You can display the new checksum type for a file in HDFS by passing the
-Ddfs.checksum.combine.mode=COMPOSITE_CRC
argument to the Hadoop
fs -checksum
command:
hadoop fs -Ddfs.checksum.combine.mode=COMPOSITE_CRC -checksum hdfs:///user/bob/data.bin
Regardless of the block size configuration of the HDFS cluster, you see the same output, like the following:
hdfs:///user/bob/data.bin COMPOSITE-CRC32C c517d290
For Cloud Storage, you must also explicitly set the Cloud Storage connector
property fs.gs.checksum.type
to CRC32C
. This property otherwise defaults to
NONE
, causing file checksums to be disabled by default.
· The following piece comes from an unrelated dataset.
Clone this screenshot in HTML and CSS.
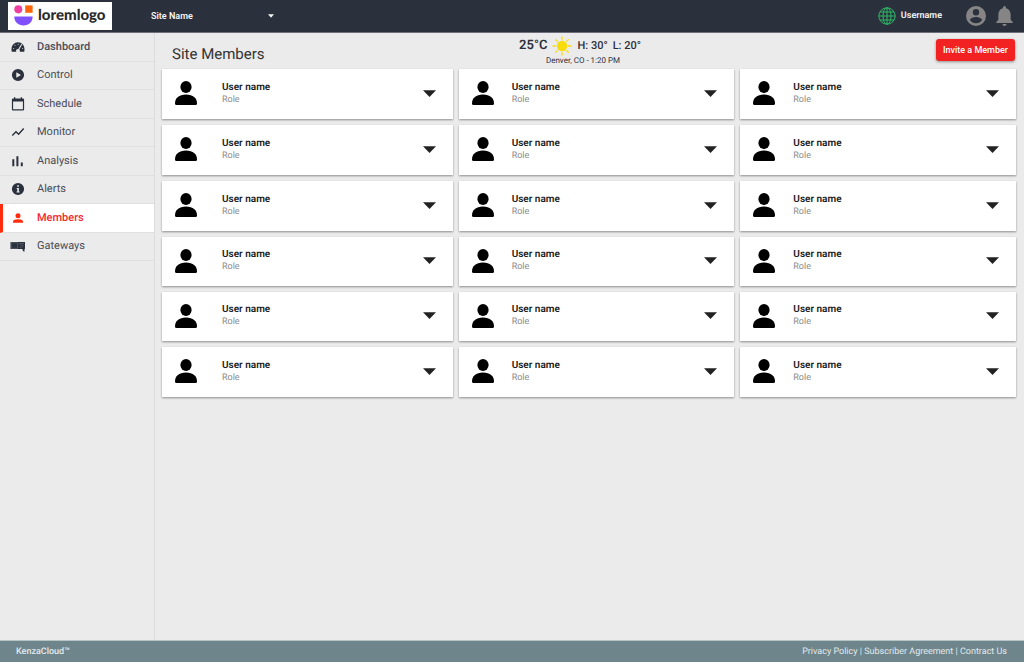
FILE: index.html
```html
<!DOCTYPE html>
<html lang="en">
<head>
<meta charset="utf-8">
<meta name="viewport" content="width=device-width, initial-scale=1">
<title>Site Members</title>
<link rel="stylesheet" href="styles.css">
</head>
<body>
<svg class="defs" aria-hidden="true">
  <symbol id="person" viewBox="0 0 22 24"><ellipse cx="11" cy="6.100" rx="5.600" ry="6"/><path d="M0 22.500C0 17 4 13.500 11 13.500S22 17 22 22.500Q22 24 20.500 24H1.500Q0 24 0 22.500Z"/></symbol>
</svg>
<header class="topbar">
  <a class="logo" href="#" aria-label="loremlogo home">
    <svg class="logo-mark" viewBox="0 0 19 21" aria-hidden="true"><ellipse cx="4.300" cy="4.300" rx="4" ry="4.100" fill="#ec3fa0"/><rect x="11.200" y=".4" width="7.400" height="7.400" fill="#ff6408"/><path d="M.3 11.500H18.600C18.600 17 15 20.500 9.500 20.500S.3 17 .3 11.500Z" fill="#8050ff"/></svg>
    <span>loremlogo</span>
  </a>
  <button class="site-picker" type="button"><span>Site Name</span><svg viewBox="0 0 6 4" aria-hidden="true"><path d="M0 .3H6L3 3.700Z"/></svg></button>
  <div class="account">
    <svg class="globe" viewBox="0 0 18 18" aria-hidden="true"><circle cx="9" cy="9" r="8.200"/><ellipse cx="9" cy="9" rx="4" ry="8.200"/><path d="M9 .8V17.200M.8 9H17.200M2 5H16M2 13H16"/></svg>
    <span class="username">Username</span>
    <button class="icon-button" type="button" aria-label="Profile"><svg class="profile" viewBox="2 2 20 20"><path fill-rule="evenodd" d="M12 2a10 10 0 1 0 0 20 10 10 0 0 0 0-20Zm0 3a3.200 3.200 0 1 1 0 6.400A3.200 3.200 0 0 1 12 5Zm0 14.200a7.200 7.200 0 0 1-6-3.220c.03-2 4-3.080 6-3.080s5.970 1.090 6 3.080a7.200 7.200 0 0 1-6 3.220Z"/></svg></button>
    <button class="icon-button" type="button" aria-label="Notifications"><svg class="bell" viewBox="4 2.500 16 19.500"><path d="M12 22a2 2 0 0 0 2-2h-4a2 2 0 0 0 2 2Zm6-6v-5c0-3.070-1.640-5.640-4.500-6.320V4a1.500 1.500 0 0 0-3 0v.68C7.630 5.360 6 7.920 6 11v5l-2 2v1h16v-1l-2-2Z"/></svg></button>
  </div>
</header>
<div class="shell">
  <nav class="sidebar" aria-label="Main">
    <div class="nav-list">
      <a class="nav-item strong" href="#"><svg viewBox="0 0 14 14" aria-hidden="true"><path d="M.8 11.800C-.5 6.500 2.500 2.300 7 2.300S14.500 6.500 13.200 11.800H8.700Q9.200 10.500 8.300 9.600L11.200 4.600 10.300 4.100 7.300 9.100C5.400 9 4.700 10.400 5.300 11.800Z"/><g fill="#ebebeb"><circle cx="2.600" cy="8.500" r=".5"/><circle cx="4" cy="5.300" r=".5"/><circle cx="7.200" cy="4.200" r=".5"/><circle cx="11.600" cy="8.500" r=".5"/></g></svg><span>Dashboard</span></a>
      <a class="nav-item" href="#"><svg viewBox="0 0 14 14" aria-hidden="true"><path fill-rule="evenodd" d="M7 .9a6.100 6.100 0 1 0 0 12.200A6.100 6.100 0 0 0 7 .9ZM5.300 4.200 10 7 5.300 9.800Z"/></svg><span>Control</span></a>
      <a class="nav-item" href="#"><svg viewBox="0 0 14 14" aria-hidden="true"><path fill-rule="evenodd" d="M3 .2H4.300V1.400H9.700V.2H11V1.400H12Q13.100 1.400 13.100 2.500V12.400Q13.100 13.500 12 13.500H2Q.9 13.500.9 12.400V2.500Q.9 1.400 2 1.400H3ZM2.100 4.500V12.300H11.900V4.500Z"/></svg><span>Schedule</span></a>
      <a class="nav-item" href="#"><svg viewBox="0 0 14 14" aria-hidden="true"><path class="line" d="M1.300 10.500 5 6.700 7.600 9.200 12.700 3.500"/></svg><span>Monitor</span></a>
      <a class="nav-item" href="#"><svg viewBox="0 0 14 14" aria-hidden="true"><path d="M1.300 5.200H3.300V12.200H1.300ZM5.400 2.200H7.400V12.200H5.400ZM9.800 8.500H11.800V12.200H9.800Z"/></svg><span>Analysis</span></a>
      <a class="nav-item" href="#"><svg viewBox="0 0 14 14" aria-hidden="true"><path fill-rule="evenodd" d="M7 .9a6.100 6.100 0 1 0 0 12.200A6.100 6.100 0 0 0 7 .9ZM6.200 3.200H7.900V4.700H6.200ZM5.700 5.900H7.900V9.600H8.600V10.600H5.500V9.600H6.300V6.900H5.700Z"/></svg><span>Alerts</span></a>
      <a class="nav-item active" href="#" aria-current="page"><svg viewBox="0 0 14 14" aria-hidden="true"><circle cx="7" cy="4.700" r="2.500"/><path d="M2 11.800V10.500C2 8.900 5 8.200 7 8.200S12 8.900 12 10.500V11.800Z"/></svg><span>Members</span></a>
      <a class="nav-item" href="#"><svg class="wide" viewBox="0 0 16 12" aria-hidden="true"><path d="M.5 2H15V9H.5Z"/><path d="M12.500 9H14.500V11.500H13.500L12.500 10Z"/><path d="M1.200 2.700H7.600V8.300H1.200ZM8.800 3.500H14M9.500 7.500H11.500M10 5H12.500V7" fill="none" stroke="#777b83" stroke-width=".5"/></svg><span>Gateways</span></a>
    </div>
  </nav>
  <main class="content">
    <div class="page-head">
      <h1>Site Members</h1>
      <section class="weather" aria-label="Weather">
        <div class="conditions"><strong>25°C</strong>
          <svg viewBox="0 0 20 20" aria-hidden="true"><circle cx="10" cy="10" r="4.600"/><path d="M10 1V3.600M10 16.400V19M1 10H3.600M16.400 10H19M3.600 3.600 5.400 5.400M14.600 14.600 16.400 16.400M3.600 16.400 5.400 14.600M14.600 5.400 16.400 3.600"/></svg>
          <span>H: 30°</span><span>L: 20°</span></div>
        <div class="place">Denver, CO - 1:20 PM</div>
      </section>
      <button class="invite" type="button">Invite a Member</button>
    </div>
    <div class="members" id="members"></div>
  </main>
</div>
<footer class="footer">
  <span class="brand">KenzaCloud™</span>
  <div class="legal"><a href="#">Privacy Policy</a> | <a href="#">Subscriber Agreement</a> | <a href="#">Contract Us</a></div>
</footer>
<script src="members.js"></script>
</body>
</html>
```
FILE: styles.css
```css
* { box-sizing: border-box; }

body {
  margin: 0;
  min-height: 100vh;
  display: flex;
  flex-direction: column;
  background: #ebebeb;
  color: #2b2f3b;
  font-family: Roboto, "Liberation Sans", sans-serif;
  font-size: 11px;
  text-rendering: geometricPrecision;
}

a { color: inherit; text-decoration: none; }
button { border: 0; padding: 0; background: none; color: inherit; font: inherit; cursor: pointer; }
svg { display: block; flex: none; fill: currentColor; }
.defs { position: absolute; width: 0; height: 0; }

.topbar {
  height: 33px;
  display: flex;
  align-items: center;
  padding: 0 11px 0 8px;
  background: #2b303d;
  border-bottom: 1px solid #6d707c;
  color: #f5f5f5;
}

.logo {
  width: 104px;
  height: 28px;
  display: flex;
  align-items: center;
  gap: 5px;
  padding: 0 0 2px 6px;
  background: #fff;
  color: #292929;
  font: 900 15px/20px Lato, sans-serif;
}

.logo-mark { width: 19px; height: 21px; }

.site-picker {
  width: 123px;
  margin-left: 39px;
  display: flex;
  align-items: center;
  justify-content: space-between;
  font-size: 9px;
  font-weight: 600;
}

.site-picker svg { width: 6px; height: 4px; }

.account { margin-left: auto; display: flex; align-items: center; }
.globe { width: 18px; height: 18px; fill: none; stroke: #2eb866; stroke-width: 1; }
.username { margin: 0 24px 0 5px; font-size: 9px; font-weight: 600; line-height: 14px; }
.icon-button { color: #858585; }
.icon-button + .icon-button { margin-left: 10px; }
.profile { width: 20px; height: 20px; }
.bell { width: 17px; height: 20px; }

.shell { flex: 1; display: flex; }

.sidebar { width: 155px; flex: none; border-right: 1px solid #dcdcdc; }
.nav-list { min-height: 228px; display: grid; grid-auto-rows: 1fr; }

.nav-item {
  display: flex;
  align-items: center;
  gap: 12px;
  padding-left: 11px;
  border-bottom: 1px solid #e0e0e0;
  color: #4a4d57;
  font-size: 11px;
  line-height: 20px;
}

.nav-item svg { width: 14px; height: 14px; color: #2b303d; }
.nav-item .wide { width: 16px; height: 12px; margin: 0 -1px; }
.nav-item .line { fill: none; stroke: currentColor; stroke-width: 1.4; }
.nav-item.strong { font-weight: 500; }

.nav-item.active {
  padding-left: 8px;
  border-left: 3px solid #ff2d0d;
  background: #fff;
  color: #f5282d;
  font-weight: 500;
}

.nav-item.active svg { color: #ff2d0d; }

.content { flex: 1; min-width: 0; padding: 0 8px 0 7px; }

.page-head { height: 36px; display: grid; grid-template-columns: 358fr auto 376fr; }

.page-head h1 {
  margin: 8px 0 0 10px;
  color: #333;
  font-size: 15px;
  font-weight: 400;
  line-height: 26px;
}

.weather { text-align: center; }
.conditions { display: flex; align-items: center; gap: 5px; padding-top: 3px; font-size: 11px; font-weight: 500; line-height: 20px; }
.conditions strong { font-size: 13px; font-weight: 600; }
.conditions svg { width: 20px; height: 20px; fill: #f9dc0c; stroke: #f9dc0c; stroke-width: 1.3; stroke-linecap: round; }
.place { padding-left: 6px; font-size: 8px; line-height: 9px; }

.invite {
  width: 79px;
  height: 22px;
  margin: 6px 1px 0 0;
  justify-self: end;
  border-radius: 3px;
  background: #f22222;
  box-shadow: 0 1px 3px rgba(0, 0, 0, .4);
  color: #fff;
  font-size: 9px;
  font-weight: 500;
}

.members {
  display: grid;
  grid-template-columns: 291fr 276fr 276fr;
  grid-template-rows: 50px 50px 50px 49px 49px 50px;
  gap: 6px;
}

.card {
  display: flex;
  align-items: center;
  padding: 0 17px 2px 13px;
  background: #fff;
  box-shadow: 0 1px 2px rgba(0, 0, 0, .4);
}

.card .avatar { width: 22px; height: 24px; color: #000; }
.card .details { flex: 1; margin-left: 18px; }
.card:nth-child(3n + 1) .details { margin-left: 25px; }
.card h2 { margin: 0; color: #202020; font-size: 10px; font-weight: 600; line-height: 13px; }
.card p { margin: 0; color: #8c8c8c; font-size: 9px; line-height: 12px; }
.card .chevron { width: 13px; height: 7px; color: #222; }

.footer {
  min-height: 22px;
  display: flex;
  align-items: center;
  justify-content: space-between;
  padding: 0 17px 0 16px;
  border-top: 1px solid #b5c4c4;
  background: #6e858b;
  color: #e2e8ea;
  font-size: 9px;
}

.brand { font-weight: 500; }
```
FILE: members.js
```js
const members = Array.from({ length: 18 }, () => ({ name: "User name", role: "Role" }));

document.getElementById("members").innerHTML = members.map(({ name, role }) => `
  <article class="card">
    <svg class="avatar" aria-hidden="true"><use href="#person"/></svg>
    <div class="details"><h2>${name}</h2><p>${role}</p></div>
    <button type="button" aria-label="Show member details"><svg class="chevron" viewBox="0 0 13 7"><path d="M0 .3H13L6.500 7Z"/></svg></button>
  </article>`).join("");
```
This default behavior
by the Cloud Storage connector is a preventive measure to avoid an issue
with distcp
, where an exception is raised if the checksum types mismatch
instead of failing gracefully. The command looks like the following:
hadoop fs -Ddfs.checksum.combine.mode=COMPOSITE_CRC -Dfs.gs.checksum.type=CRC32C -checksum gs://[BUCKET]/user/bob/data.bin
The command displays the same output as in the previous example on HDFS:
gs://[BUCKET]/user/bob/data.bin COMPOSITE-CRC32C c517d290
You can see that the composite CRC checksums returned by the previous commands all match, regardless of block size, as well as between HDFS and Cloud Storage. By using composite CRC checksums, you can now guarantee that data integrity is preserved when transferring files between all types of Hadoop cluster configurations.
If you are running distcp
, as in the following example, the validation is
performed automatically:
hadoop distcp -Ddfs.checksum.combine.mode=COMPOSITE_CRC -Dfs.gs.checksum.type=CRC32C hdfs:///user/bob/* gs://[BUCKET]/user/bob/
If distcp
detects a file checksum mismatch between the source and destination
during the copy, then the operation will fail and return a warning.
Accessing the feature
The new composite CRC checksum feature is available in Apache Hadoop 3.1.1 (see release notes), and backports to versions 2.7, 2.8 and 2.9 are in the works. It has been included by default in subminor versions of Cloud Dataproc 1.3 since late 2018.